45 minutes later, I won $9 million.
I walked out of The Venetian with $1 million net profit.
Started the afternoon down $8 million. Ended up $1 million.

They banned me the same day. 100 years.
They actually said it on camera while someone was filming.
Think about that.
They cheated me out of $8 million. I figured it out, reversed it, and won $9 million back.

And I’m the one who got banned.
That’s Las Vegas.
The house always wins.
Until you understand how.

02/26/2026

Stop calling them shuffle machines.
They aren’t.

They are card arranging machines — and the difference is massive.

A true shuffle machine randomizes cards. That’s what most people believe is happening.
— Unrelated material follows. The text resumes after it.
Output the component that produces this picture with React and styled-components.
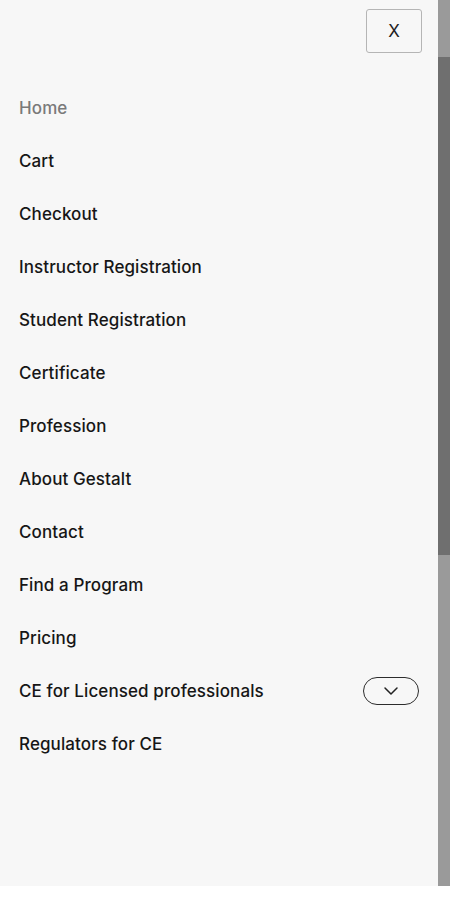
import React from 'react'
import styled, { createGlobalStyle } from 'styled-components'

const GlobalStyle = createGlobalStyle`
    html, body {
        margin: 0;
        padding: 0;
        background: #ffffff;
    }
    body {
        font-family: Inter, "Noto Sans", sans-serif;
    }
`;

const Frame = styled.div`
    display: flex;
    width: 450px;
    height: 886px;
`;

const Panel = styled.div`
    flex: 1;
    display: flex;
    flex-direction: column;
    background-color: #f7f7f7;
`;

const Header = styled.div`
    display: flex;
    justify-content: flex-end;
    padding: 9px 16px 0 0;
`;

const CloseButton = styled.button`
    width: 56px;
    height: 44px;
    border: 1px solid #b5b5b5;
    border-radius: 3px;
    background: #f7f7f7;
    font-family: Inter, sans-serif;
    font-size: 17px;
    color: #222;
    cursor: pointer;
`;

const Nav = styled.ul`
    list-style: none;
    margin: 28px 0 0 0;
    padding: 0;
`;

const Item = styled.li`
    height: 53px;
    display: flex;
    align-items: center;
    justify-content: space-between;
    padding: 0 19px 0 19px;
    font-size: 17px;
    font-weight: 450;
    letter-spacing: 0.1px;
    color: ${({ $active }) => ($active ? '#7a7a7a' : '#161616')};
`;

const ToggleButton = styled.button`
    width: 56px;
    height: 28px;
    border: 1px solid #2c2c2c;
    border-radius: 14px;
    background: transparent;
    display: flex;
    align-items: center;
    justify-content: center;
    padding: 0;
    cursor: pointer;
`;

const ScrollTrack = styled.div`
    width: 12px;
    height: 100%;
    background-color: #9a9a9a;
    display: flex;
    flex-direction: column;
    padding-top: 57px;
    box-sizing: border-box;
`;

const ScrollThumb = styled.div`
    height: 498px;
    background-color: #6f6f6f;
`;

const links = [
    'Home',
    'Cart',
    'Checkout',
    'Instructor Registration',
    'Student Registration',
    'Certificate',
    'Profession',
    'About Gestalt',
    'Contact',
    'Find a Program',
    'Pricing',
    'CE for Licensed professionals',
    'Regulators for CE',
]

const App = () => {
    return (
        <>
            <GlobalStyle />
            <Frame>
                <Panel>
                    <Header>
                        <CloseButton>X</CloseButton>
                    </Header>
                    <Nav>
                        {links.map((label, index) => (
                            <Item key={label} $active={index === 0}>
                                {label}
                                {label === 'CE for Licensed professionals' && (
                                    <ToggleButton aria-label="expand">
                                        <svg width="16" height="10" viewBox="0 0 16 10" fill="none">
                                            <path d="M2 2l6 6 6-6" stroke="#222" strokeWidth="1.5" strokeLinecap="round" strokeLinejoin="round" />
                                        </svg>
                                    </ToggleButton>
                                )}
                            </Item>
                        ))}
                    </Nav>
                </Panel>
                <ScrollTrack>
                    <ScrollThumb />
                </ScrollTrack>
            </Frame>
        </>
    )
}

export default App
That’s what casinos say is happening.

But a card arranging machine can place cards in any order it wants.

Any order.

These machines don’t just move cards — they read the entire deck. There is a camera inside the device that scans every card. That information can then be transmitted in real time, sending the exact order of the deck to someone outside the room.

This isn’t a new claim.

I’ve been saying this for five years.
Podcasts. Interviews. Every platform I had access to.

The response was always the same:
❌ Impossible
❌ Casinos don’t cheat
❌ Machines are regulated
❌ You can’t rig them

Then the FBI made arrests.

In an NBA betting scandal involving 34 people, federal indictments explicitly referenced rigged card-shuffling machines — including internal cameras and Bluetooth transmission of deck order to an accomplice in another state.

The exact method I described.
Word for word.

These machines are everywhere.
Major casinos.
High-stakes poker rooms.
Baccarat tables.

The same type of machine people sit in front of every day.

This isn’t speculation.
This isn’t hindsight.
This isn’t a sudden theory.

I’ve publicly stated for years that the technology exists — and that it was being exploited. I also know who developed the method used to take advantage of it.

That’s not a boast.
That’s a documented fact I’ve been consistent about.

The only thing that changed wasn’t the technology.
It was who finally said it out loud.

The FBI is now saying what was dismissed for years.

The question was never whether it was possible.